D’après nos sources, la facture sera de l’ordre de 250 millions €. Pour la France, son financement sera d’autant plus difficile à boucler que la quote-part hexagonale de 110 millions € à la Mission Nations unies/Union africaine (Minuad) dans le Darfour même (26 000 hommes en 2008) n’a pas été budgétisée dans la loi de finances, ont déjà relevé les parlementaires français.
Londres et Berlin aux abonnés absents de l’Eufor. Si la Grande-Bretagne a fait valoir son engagement majeur en Afghanistan pour ne pas participer à l’Eufor, l’Allemagne s’est quasiment montrée hostile à l’opération, estimant que l’Europe devrait plutôt concentrer ses forces et ses moyens sur l’opération Minuad, au Darfour en 2008. Dans les débats au sein du Comité politique et sécurité (COPS) européen, Berlin s’est aussi inquiété de l’impact d’Eufor sur les « dynamiques internes » au Tchad et en Centrafrique. Aussi, Eric Chevallier, le « monsieur crises et conflits » de Bernard Kouchner au Quai d’Orsay, a-t-il œuvré jour et nuit pendant des semaines pour mobiliser une myriade d’autres pays européens (Ukraine, Roumanie, Suède, Pays-Bas, Pologne, Belgique…) susceptibles de fournir quelques centaines d’hommes pour compléter le dispositif militaire. Dans la réalité, l’opération sera surtout française: plus de 1 500 soldats « tricolores », le quartier général central au Mont Valérien à Paris et une partie de la logistique de l’opération Epervier, présente au Tchad dans le cadre d’un accord de coopération bilatérale. Ce qui pourrait d’ailleurs accroître les risques politiques. Dans l’urgence, c’est une douzaine d’avions-cargos tactiques qui manquent à l’appel pour une mise en place du dispositif d’ici la fin de l’année.
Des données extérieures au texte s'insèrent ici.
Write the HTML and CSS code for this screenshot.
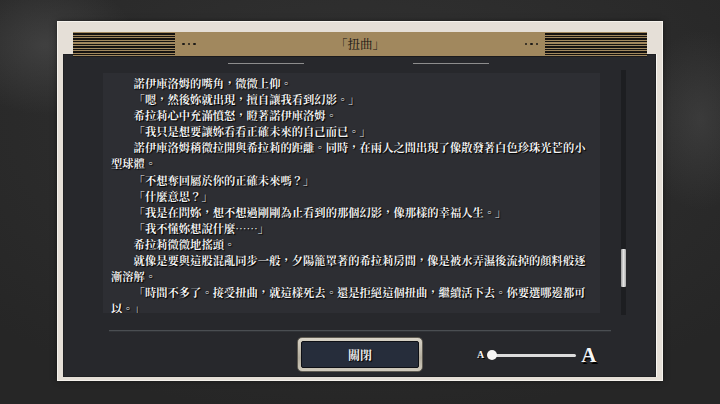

Idriss Déby et ses « frères » de rébellion.

Dans l’entourage du président Idriss Déby, on n’exclut pas que Paris profite de l’opération « européenne » Eufor pour mieux replier, à terme, l’opération française Epervier, qui assure le renseignement et une partie de la logistique de l’armée tchadienne contre les rebelles installés au Soudan. L’accord de paix avec ces derniers, signé fin octobre en Libye, semble déjà avoir vécu. L’un de leurs leaders, Timan Erdimi, qui a été longtemps un des plus proches collaborateurs du président avec son frère jumeau « Tom » – ce sont les propres neveux du « chef » ! -, a déclaré que son mouvement « n’aura d’autre solution que de reprendre la lutte armée après le 25 novembre puisque Déby ne respecte pas l’accord de Tripoli ».

François Bozizé ne règne que sur Bangui.

Le président centrafricain, qui était à Paris en début de semaine, doit faire face à au moins trois foyers de rébellion: ceux du général Zakaria Damane (UFDR) et du capitaine Abakar Saboune (en détention à Cotonou) soutenus par le Soudan dans la région pétrolière de Wakafaga ; du général Martin Koutamadji alias Abdoulaye Miskine (FDPC) dans le centre-Nord du pays; du capitaine Florian Djadder (UFR), fils du générai François Bedaya Djadder, ancien DG de la garde présidentielle, dans le Nord-Ouest; de Christophe Gazam-Betty (FRN), ancien ambassadeur en Chine. Installé au pouvoir à Bangui en 2003 avec le soutien de Paris – comme Idriss Déby à N’Djamena en 1990 -, le président François Bozizé, très sollicité par des pays comme la Chine, n’en tacle pas moins aujourd’hui les intérêts français dans le pétrole (Total) et les mines (Areva).

PHILIPPE VAN WINKELBERG, le « médecin » de l’Arche de Zoé.

C’est la mobilisation générale à Castellane (Alpes de Haute-Provence) pour faire libérer Philippe van Winkelberg, le médecin de l’Arche de Zoé, originaire de cette ville. Le comité de soutien est présidé par JeanLouis Bianco, député PS de cette région. Pour prouver que le French Doctor n’était pas un « décideur » de l’équipe dirigeante de l’association, ses proches ont fait circuler un « ordre de mission » de Children Rescue signé par Eric Breteau qui écrit: « Je soussigné Eric Breteau, président de l’organisation humanitaire française Children Rescue, donne mandat par la présente à M. Philippe Van Winkelberg, agissant en qualité de médecin pour notre opération humanitaire à l’est du Tchad. Cette opération a pour objectif de créer à l’est du Tchad des structures d’accueil pour les enfants réfugiés ou déplacés en situation de grande vulnérabilité ».